One perspective has this passage operating on a societal level.

…those who were economically poor, physically blind, actually captive and oppressed in the physical, geographic, social and political senses. 

The response here is social change to achieve greater levels of societal justice. 

Another, sees the passage on a personal level, with the poor being those who lacked union with God, the blind as those who hadn’t seen or wouldn’t see the light come into the world, the captives and oppressed as those still in bondage to sin.

The response here is personal renewal and repentance to achieve greater holiness.

Taken as a whole Luke’s Gospel strongly emphasizes, the Lord’s special concern for the economically poor, the socially downtrodden, the afflicted, the forgotten, the neglected. 

But it’s pretty clear that today’s passage, read in full context, has a strong sense of that second more personal take on Isaiah’s words.

Jesus is directly challenging the spiritual poverty, blindness, captivity and oppression that would not allow the hometown crowd them to see Jesus for who he is

…contrasting the crowd's faithlessness and blindness to the faith and vision of the poor widow of Zarephath and the cured foreign leper Naaman the Syrian.      

There is a tendency for many Christians to see these two interpretations, the social and the personal, as competing or opposed to each other.

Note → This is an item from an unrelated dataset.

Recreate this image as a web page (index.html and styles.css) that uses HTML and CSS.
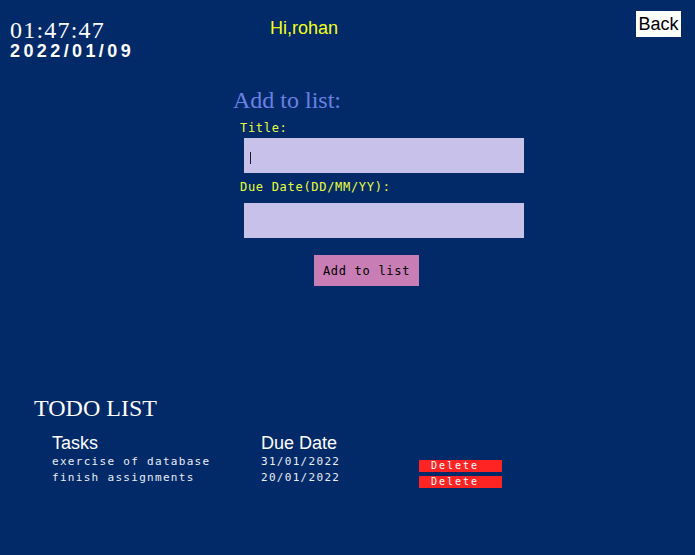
FILE: index.html
```html
<!DOCTYPE html>
<html lang="en">
<head>
<meta charset="utf-8">
<title>Todo</title>
<link rel="stylesheet" href="styles.css">
</head>
<body>
<header class="topbar">
  <div class="clock">
    <div class="time">01:47:47</div>
    <div class="date">2022/01/09</div>
  </div>
  <div class="greeting">Hi,rohan</div>
  <button class="back">Back</button>
</header>

<section class="add">
  <h2 class="add-title">Add to list:</h2>
  <label class="field-label" for="title">Title:</label>
  <span class="field-wrap focused"><input class="field" id="title" type="text" autofocus></span>
  <label class="field-label label-due" for="due">Due Date(DD/MM/YY):</label>
  <span class="field-wrap field-due"><input class="field" id="due" type="text"></span>
  <button class="add-btn">Add to list</button>
</section>

<section class="todo">
  <h2 class="todo-title">TODO LIST</h2>
  <table class="todo-table">
    <thead>
      <tr class="head-row"><th class="c-task">Tasks</th><th class="c-date">Due Date</th><th class="c-del"></th></tr>
    </thead>
    <tbody>
      <tr><td>exercise of database</td><td>31/01/2022</td><td><button class="del">Delete</button></td></tr>
      <tr><td>finish assignments</td><td>20/01/2022</td><td><button class="del">Delete</button></td></tr>
    </tbody>
  </table>
</section>
</body>
</html>
```

FILE: styles.css
```css
html, body {
  margin: 0;
  padding: 0;
}
body {
  background: #022a68;
  width: 695px;
  height: 555px;
  overflow: hidden;
  font-family: "Liberation Sans", Arial, sans-serif;
}

.topbar {
  display: flex;
  align-items: flex-start;
  padding: 11px 14px 0 10px;
  height: 49px;
}
.clock {
  width: 260px;
  margin-top: 7px;
  color: #ffffff;
}
.time {
  font-family: "Liberation Serif", "Times New Roman", serif;
  font-size: 24px;
  line-height: 24px;
  letter-spacing: 1.2px;
}
.date {
  font-size: 18px;
  line-height: 18px;
  font-weight: bold;
  letter-spacing: 3.4px;
}
.greeting {
  flex: 1;
  margin-top: 8px;
  color: #f4ff1a;
  font-size: 18px;
  line-height: 18px;
}
.back {
  width: 45px;
  height: 26px;
  padding: 0;
  border: none;
  background: #ffffff;
  color: #000000;
  font-family: "Liberation Sans", Arial, sans-serif;
  font-size: 18px;
  line-height: 26px;
}

.add {
  display: flex;
  flex-direction: column;
  align-items: flex-start;
  margin-left: 233px;
  padding-top: 28px;
}
.add-title {
  margin: 0;
  font-family: "Liberation Serif", "Times New Roman", serif;
  font-weight: normal;
  font-size: 24px;
  line-height: 24px;
  color: #6c80e4;
}
.field-label {
  margin: 8px 0 0 7px;
  font-family: "DejaVu Sans Mono", monospace;
  font-size: 12px;
  line-height: 16px;
  letter-spacing: 0.7px;
  color: #eaff3c;
}
.label-due {
  margin-top: 6px;
}
.field-wrap {
  position: relative;
  display: block;
  margin: 2px 0 0 11px;
  width: 280px;
  height: 35px;
}
.field-wrap.focused::after {
  content: "";
  position: absolute;
  left: 6px;
  top: 14px;
  width: 1px;
  height: 12px;
  background: #1a1a2a;
}
.field-due {
  margin-top: 8px;
}
.field {
  display: block;
  width: 280px;
  height: 35px;
  box-sizing: border-box;
  border: none;
  outline: none;
  padding: 4px 6px 0;
  background: #c8c1e9;
  caret-color: transparent;
  font-family: "DejaVu Sans Mono", monospace;
  font-size: 12px;
}
.add-btn {
  margin: 17px 0 0 81px;
  width: 105px;
  height: 31px;
  padding: 0;
  border: none;
  background: #c97db5;
  color: #000000;
  font-family: "DejaVu Sans Mono", monospace;
  font-size: 12px;
  letter-spacing: 0.7px;
}

.todo {
  margin: 110px 0 0 34px;
}
.todo-title {
  margin: 0;
  font-family: "Liberation Serif", "Times New Roman", serif;
  font-weight: normal;
  font-size: 24px;
  line-height: 24px;
  color: #ffffff;
}
.todo-table {
  margin: 13px 0 0 18px;
  border-collapse: collapse;
  border-spacing: 0;
  color: #eceef4;
}
.todo-table th,
.todo-table td {
  padding: 0;
  text-align: left;
  vertical-align: top;
}
.todo-table th {
  height: 21px;
  font-family: "Liberation Sans", Arial, sans-serif;
  font-weight: normal;
  font-size: 18px;
  line-height: 20px;
  color: #ffffff;
}
.c-task { width: 209px; }
.c-date { width: 158px; }
.c-del { width: 83px; }
.todo-table td {
  height: 16px;
  font-family: "DejaVu Sans Mono", monospace;
  font-size: 11px;
  line-height: 16px;
  letter-spacing: 1.3px;
}
.del {
  display: block;
  margin: 6px 0 -2px 0;
  width: 83px;
  height: 12px;
  padding: 0 0 0 12px;
  border: none;
  background: #ff2424;
  color: #ffffff;
  text-align: left;
  font-family: "DejaVu Sans Mono", monospace;
  font-size: 10px;
  line-height: 12px;
  letter-spacing: 2px;
}
```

Advocates of the church's social doctrine and teachings cite this passage as foundational

…and tend to suspect an emphasis on the personal implications as undermining the church's social teaching.

In contrast many who focus heavily on the personal implications of this passage tend to be suspicious of those citing it in support of the church's social doctrine exclusively

…which they often see as proof-testing the Gospel to support social or political policies that they happen to disagree with.

They're both missing an essential point. 

The key to understanding just how is in today’s second reading, Paul’s great hymn to love.

Here Paul reminds us that whatever we do, it will not ultimately succeed unless we do it for, in and with love.

Without love, prophecy, and learning and all that flows from them will be for nothing.

The foundation of the church's social teaching is grounded not so much in Isaiah's prophecy as it is in Christian love.

Justice is an extension of love, love made active in the pursuit of the good of another for their sake, and not our own, even at cost to ourselves. 

And we as Christians are called to love what God loves. 

The Gospels remind us of the Lord’s powerful love for the poor and those trodden down, disabled and neglected

…and so should we.

…and we should see this love made real by seeing that justice is done for them.

But we are not likely to love this way if we remain among the spiritually impoverished by lacking union with God, blind to the light that has come into the world, remaining captive and oppressed by bondage to sin and selfishness. 

If we are stuck there, we need to work on that, so we are free to love as God loves …in  the fullness of all its personal and social implications.

There is plenty here for us to be busy about

…making sure, like that other half in the Vatican

…we are busy doing the right things when the Lord comes for an accounting.